Kapitalizmin temel pazarlama stratejilerinden biri suçluluk hissi yaratarak ihtiyaç inşa etmektir. İnsanlar, malı satın almadıklarında suçluluk duyarlar. ‘Deli gibi alışveriş yapmanın’, ‘tıkınırcasına yemenin’, ‘çılgınlar gibi eğlenmenin’ de ardında genellikle aynı his yatar.

Ansiklopedi satıcısı, “ihtiyacım yok” diyen müşteriye, “demek çocuklarının eğitimine önem vermiyorsun”, dediğinde de aynı duyguya çalışır.

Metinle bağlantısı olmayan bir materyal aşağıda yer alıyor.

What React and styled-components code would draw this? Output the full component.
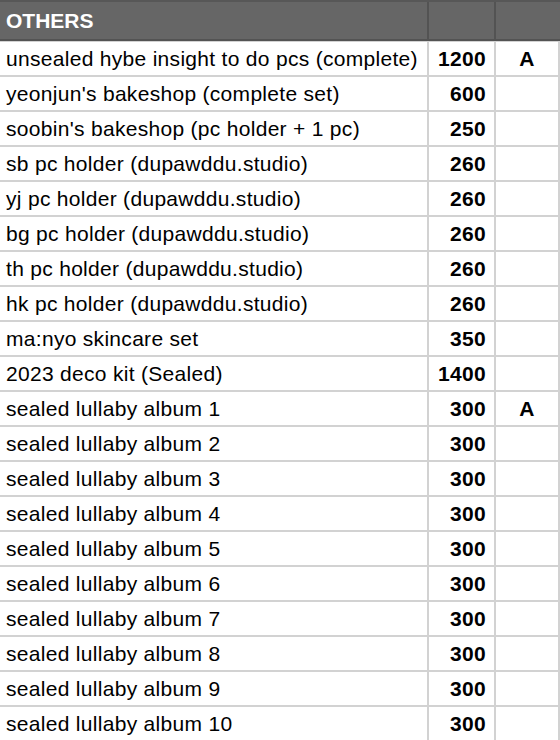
import React from "react";
import styled, { createGlobalStyle } from "styled-components";

const Global = createGlobalStyle`
  html, body { margin: 0; padding: 0; background: #fff; }
  body { font-family: "Liberation Sans", Arial, sans-serif; }
`;

const Sheet = styled.div`
  width: 560px;
  display: flex;
  flex-direction: column;
`;

const HeaderRow = styled.div`
  display: grid;
  grid-template-columns: 427px 65px 1fr;
  column-gap: 2px;
  background: #535353;
  border-top: 2px solid #575757;
  border-bottom: 2px solid #535353;
`;

const HeaderCell = styled.div`
  height: 37px;
  background: #666666;
  color: #ffffff;
  font-weight: bold;
  font-size: 21px;
  display: flex;
  align-items: center;
  padding-left: 6px;
  box-sizing: border-box;
`;

const Body = styled.div`
  display: grid;
  grid-template-columns: 427px 65px 62px;
  gap: 2px;
  background: #d2d2d2;
  padding-top: 1px;
  padding-right: 2px;
  width: 558px;
`;

const Cell = styled.div`
  height: 33px;
  background: #ffffff;
  color: #000;
  font-size: 21px;
  letter-spacing: 0.3px;
  font-weight: ${(p) => (p.$bold ? "bold" : "normal")};
  display: flex;
  align-items: center;
  justify-content: ${(p) =>
    p.$align === "right" ? "flex-end" : p.$align === "center" ? "center" : "flex-start"};
  padding: 0 ${(p) => (p.$align === "right" ? "8px" : "0")} 0 ${(p) => (p.$align === "left" ? "6px" : "0")};
  box-sizing: border-box;
  white-space: nowrap;
  overflow: hidden;
`;

const rows = [
  ["unsealed hybe insight to do pcs (complete)", "1200", "A"],
  ["yeonjun's bakeshop (complete set)", "600", ""],
  ["soobin's bakeshop (pc holder + 1 pc)", "250", ""],
  ["sb pc holder (dupawddu.studio)", "260", ""],
  ["yj pc holder (dupawddu.studio)", "260", ""],
  ["bg pc holder (dupawddu.studio)", "260", ""],
  ["th pc holder (dupawddu.studio)", "260", ""],
  ["hk pc holder (dupawddu.studio)", "260", ""],
  ["ma:nyo skincare set", "350", ""],
  ["2023 deco kit (Sealed)", "1400", ""],
  ["sealed lullaby album 1", "300", "A"],
  ["sealed lullaby album 2", "300", ""],
  ["sealed lullaby album 3", "300", ""],
  ["sealed lullaby album 4", "300", ""],
  ["sealed lullaby album 5", "300", ""],
  ["sealed lullaby album 6", "300", ""],
  ["sealed lullaby album 7", "300", ""],
  ["sealed lullaby album 8", "300", ""],
  ["sealed lullaby album 9", "300", ""],
  ["sealed lullaby album 10", "300", ""],
];

export default function App() {
  return (
    <Sheet>
      <Global />
      <HeaderRow>
        <HeaderCell>OTHERS</HeaderCell>
        <HeaderCell />
        <HeaderCell />
      </HeaderRow>
      <Body>
        {rows.map(([name, price, mark], i) => (
          <React.Fragment key={i}>
            <Cell $align="left">{name}</Cell>
            <Cell $align="right" $bold>{price}</Cell>
            <Cell $align="center" $bold>{mark}</Cell>
          </React.Fragment>
        ))}
      </Body>
    </Sheet>
  );
}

Haz için değil suçluluktan kurtulmak için tüketir ya insan bu düzende, ona benzer bir hal.

İktidarı desteklediğin sürece suçların göz ardı edilir, gıkın çıktığı anda ise ensende boza pişirilir ve mutlak yakalanacak bir suçun vardır ya, öyle bir durum.

AKP’nin asıl başarısı ülkeyi bir anlamda suç cennetine çevirmesinde yatıyor, denilebilir. İmar rantından vergi kaçağına, meşhur liyakate göre işten adamına göre işe kadar, toplumun her hücresine sinmiş bir suç işleme özgürlüğü. Bir milletvekilinin safça söylediği gibi ‘günah işleme özgürlüğü’.

Kimsenin gelirini doğru beyan etmediği ülkede muhalif olmak zor. Bilimsel yayın yapmayan akademisyenin doçentlik jürisinde nesnel olması mümkün değil. Kendi kullanımı için verilen ulaşım kartını teyzesine veren işçinin mitinge, açılışa gitmeyeceğim demesinin zor olması gibi.

Vicdan da suçluluk duygusundan doğuyor insan da. Demem o ki suçluluk vahşi bir öfkeyi, hıncı, düşmanlığı beslediği kadar vicdanı, ahlakı, sağduyuyu da besliyor. Yeter ki bu vicdana seslenecek, onu harekete geçirecek bir siyasi hareket olsun. Dincilerin yapıp ettiği rezilliklerin, döktükleri kanın insanlarca fark edilmediğini sanmak aymazlık olur. Yeter ki dini inancı olması gereken yere, bireye sevk edecek, aklın ilkelerini benimseyen bir siyasi hareket olsun.